I'm not "Pro-Bully" or anything like that. However, I am certainly not Pro: Anti-Bully, either...
I always thought the bullied kids ultimately ended up with fancy jobs, lots of money, hot wives... and the "Bullies" trudged to work every day, digging ditches in hard hats and uniforms, spending their meager pay on lottery tickets, cigarettes and cheap beer, right?
The film is arguing that bullied kids are actually killing themselves, which is sad.

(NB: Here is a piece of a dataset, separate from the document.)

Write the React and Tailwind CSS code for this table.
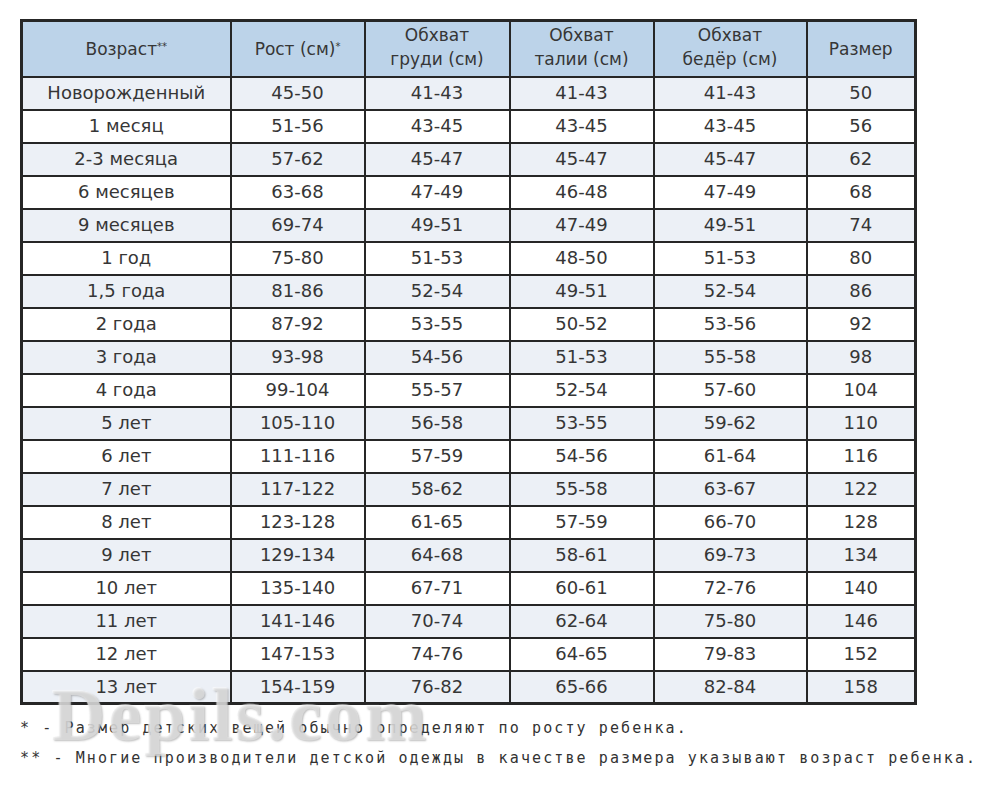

Director Lee Hirsch said, in an interview with a news website:
"I felt that the hardest part of being bullied was communicating," Hirsch said. "And getting help. I couldn’t enroll people’s support. People would say things like 'get over it,' even my own father and mother. They weren't with me. That was a big part of my wanting to make the film. It's cathartic on a daily basis."I'm too cynical to think a movie is going to change the world, which is sad.
My grandparents generation always seemed to have an excuse for being racist, sexist, homophobic... that's just "how it was back then" or whatever...
Alot of this same bad shit carried right on through my parents generation, even though these people were supposed to have existed after the barriers had been broken. The bad shit was just finding different ways to exist obscurely instead of overtly.
I'm not sure what my generation's excuse will be. I was hoping we'd be more informed and more tolerant and the stories about racism and sexism and kids killing themselves would stop.
I'm not going to try and save the world. I save the world by being kind to the people in my world and hoping they do the same to everyone else. Ignoring the voice that tells me they won't.